+++ Source excerpt

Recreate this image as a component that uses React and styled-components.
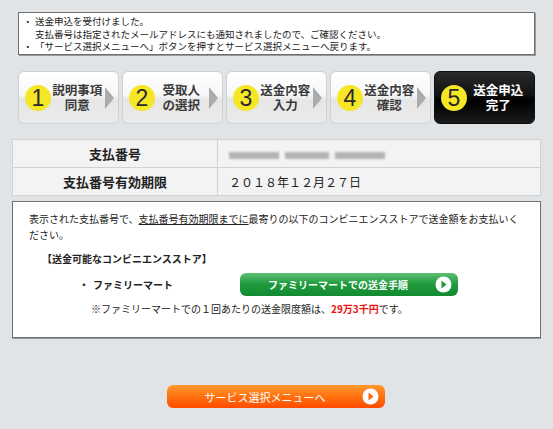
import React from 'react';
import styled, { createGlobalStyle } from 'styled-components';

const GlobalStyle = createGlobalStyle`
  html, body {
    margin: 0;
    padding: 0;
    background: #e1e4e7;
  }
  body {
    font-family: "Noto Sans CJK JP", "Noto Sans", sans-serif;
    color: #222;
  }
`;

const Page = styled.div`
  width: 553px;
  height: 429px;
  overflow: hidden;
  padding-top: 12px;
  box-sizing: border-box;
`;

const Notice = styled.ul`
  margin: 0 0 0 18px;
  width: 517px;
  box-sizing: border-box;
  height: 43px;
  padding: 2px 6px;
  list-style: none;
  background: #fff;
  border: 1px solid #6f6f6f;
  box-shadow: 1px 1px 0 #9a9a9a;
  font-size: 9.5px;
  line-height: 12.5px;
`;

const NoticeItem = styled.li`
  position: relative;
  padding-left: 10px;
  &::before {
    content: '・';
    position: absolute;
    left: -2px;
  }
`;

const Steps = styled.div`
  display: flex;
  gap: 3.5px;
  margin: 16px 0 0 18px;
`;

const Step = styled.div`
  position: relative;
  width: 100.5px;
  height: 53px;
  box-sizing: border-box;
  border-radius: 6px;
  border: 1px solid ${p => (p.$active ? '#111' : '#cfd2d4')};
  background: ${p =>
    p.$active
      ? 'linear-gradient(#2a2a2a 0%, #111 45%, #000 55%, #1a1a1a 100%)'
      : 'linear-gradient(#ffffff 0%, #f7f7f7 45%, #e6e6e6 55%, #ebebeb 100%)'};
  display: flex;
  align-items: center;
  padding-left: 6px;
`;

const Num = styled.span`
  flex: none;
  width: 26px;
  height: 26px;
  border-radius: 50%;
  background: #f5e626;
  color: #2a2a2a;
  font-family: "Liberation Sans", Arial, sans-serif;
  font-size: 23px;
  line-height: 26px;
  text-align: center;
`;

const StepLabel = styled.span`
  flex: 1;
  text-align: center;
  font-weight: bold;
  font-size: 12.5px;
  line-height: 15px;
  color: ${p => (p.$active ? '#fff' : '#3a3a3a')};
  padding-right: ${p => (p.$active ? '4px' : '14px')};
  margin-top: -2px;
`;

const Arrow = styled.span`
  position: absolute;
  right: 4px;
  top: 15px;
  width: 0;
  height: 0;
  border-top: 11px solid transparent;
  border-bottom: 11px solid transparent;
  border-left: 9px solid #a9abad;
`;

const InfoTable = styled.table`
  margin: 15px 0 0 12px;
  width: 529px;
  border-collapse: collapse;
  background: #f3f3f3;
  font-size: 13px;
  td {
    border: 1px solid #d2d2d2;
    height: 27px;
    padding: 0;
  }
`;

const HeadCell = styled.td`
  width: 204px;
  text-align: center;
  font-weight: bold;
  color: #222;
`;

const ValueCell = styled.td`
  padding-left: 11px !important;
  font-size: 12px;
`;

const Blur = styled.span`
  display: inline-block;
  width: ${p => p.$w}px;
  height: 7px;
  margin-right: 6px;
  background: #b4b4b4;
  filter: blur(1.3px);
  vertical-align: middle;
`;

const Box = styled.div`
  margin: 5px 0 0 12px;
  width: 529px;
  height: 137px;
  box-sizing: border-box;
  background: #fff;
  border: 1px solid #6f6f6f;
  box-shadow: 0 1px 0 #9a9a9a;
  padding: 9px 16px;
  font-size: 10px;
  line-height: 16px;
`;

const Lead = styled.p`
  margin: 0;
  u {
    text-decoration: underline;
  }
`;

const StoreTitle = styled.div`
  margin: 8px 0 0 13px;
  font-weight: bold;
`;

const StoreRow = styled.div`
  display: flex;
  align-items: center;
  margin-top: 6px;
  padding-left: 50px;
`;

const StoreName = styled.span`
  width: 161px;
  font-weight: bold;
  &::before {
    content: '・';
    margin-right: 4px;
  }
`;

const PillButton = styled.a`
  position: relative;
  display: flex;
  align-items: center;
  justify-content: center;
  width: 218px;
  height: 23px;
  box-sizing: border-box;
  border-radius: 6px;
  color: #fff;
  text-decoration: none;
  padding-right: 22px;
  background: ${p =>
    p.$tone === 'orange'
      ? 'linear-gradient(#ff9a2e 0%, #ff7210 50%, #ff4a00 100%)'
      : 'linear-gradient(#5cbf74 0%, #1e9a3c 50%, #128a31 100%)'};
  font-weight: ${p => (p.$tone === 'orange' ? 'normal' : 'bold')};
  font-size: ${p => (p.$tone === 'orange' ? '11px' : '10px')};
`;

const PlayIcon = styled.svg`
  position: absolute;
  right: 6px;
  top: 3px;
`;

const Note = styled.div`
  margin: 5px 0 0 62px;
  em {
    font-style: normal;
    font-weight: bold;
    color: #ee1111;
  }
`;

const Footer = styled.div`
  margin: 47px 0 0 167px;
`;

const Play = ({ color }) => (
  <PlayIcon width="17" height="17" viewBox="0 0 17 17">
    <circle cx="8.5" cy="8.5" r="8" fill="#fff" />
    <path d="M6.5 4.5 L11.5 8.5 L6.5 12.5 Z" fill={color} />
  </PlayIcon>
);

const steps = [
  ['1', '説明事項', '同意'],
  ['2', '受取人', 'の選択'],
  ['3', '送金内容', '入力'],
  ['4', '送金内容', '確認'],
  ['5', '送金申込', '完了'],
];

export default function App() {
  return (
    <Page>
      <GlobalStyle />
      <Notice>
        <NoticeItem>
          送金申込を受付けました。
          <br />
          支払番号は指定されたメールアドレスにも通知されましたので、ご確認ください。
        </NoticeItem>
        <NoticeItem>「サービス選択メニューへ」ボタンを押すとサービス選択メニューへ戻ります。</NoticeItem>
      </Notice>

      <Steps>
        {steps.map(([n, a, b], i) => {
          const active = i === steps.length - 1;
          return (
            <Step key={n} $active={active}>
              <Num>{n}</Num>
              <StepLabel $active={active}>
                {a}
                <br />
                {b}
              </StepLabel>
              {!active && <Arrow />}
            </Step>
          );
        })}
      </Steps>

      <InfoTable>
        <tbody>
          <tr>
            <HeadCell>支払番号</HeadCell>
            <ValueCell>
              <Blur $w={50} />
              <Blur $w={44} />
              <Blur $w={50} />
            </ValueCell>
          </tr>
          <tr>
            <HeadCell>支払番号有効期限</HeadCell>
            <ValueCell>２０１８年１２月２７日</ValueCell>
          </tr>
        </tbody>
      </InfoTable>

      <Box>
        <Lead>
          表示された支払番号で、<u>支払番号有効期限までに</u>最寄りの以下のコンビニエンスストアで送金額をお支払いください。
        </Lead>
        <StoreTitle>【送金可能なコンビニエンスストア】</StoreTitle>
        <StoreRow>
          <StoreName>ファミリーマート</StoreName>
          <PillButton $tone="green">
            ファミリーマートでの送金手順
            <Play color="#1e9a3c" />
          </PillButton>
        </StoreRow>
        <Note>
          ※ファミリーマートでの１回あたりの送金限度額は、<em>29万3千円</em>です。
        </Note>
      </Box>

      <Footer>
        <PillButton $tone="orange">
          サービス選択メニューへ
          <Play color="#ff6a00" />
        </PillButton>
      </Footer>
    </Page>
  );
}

++++++

Short exercise
From the data above, copy each line that has the string "React".

The result
Recreate this image as a component that uses React and styled-components.
import React from 'react';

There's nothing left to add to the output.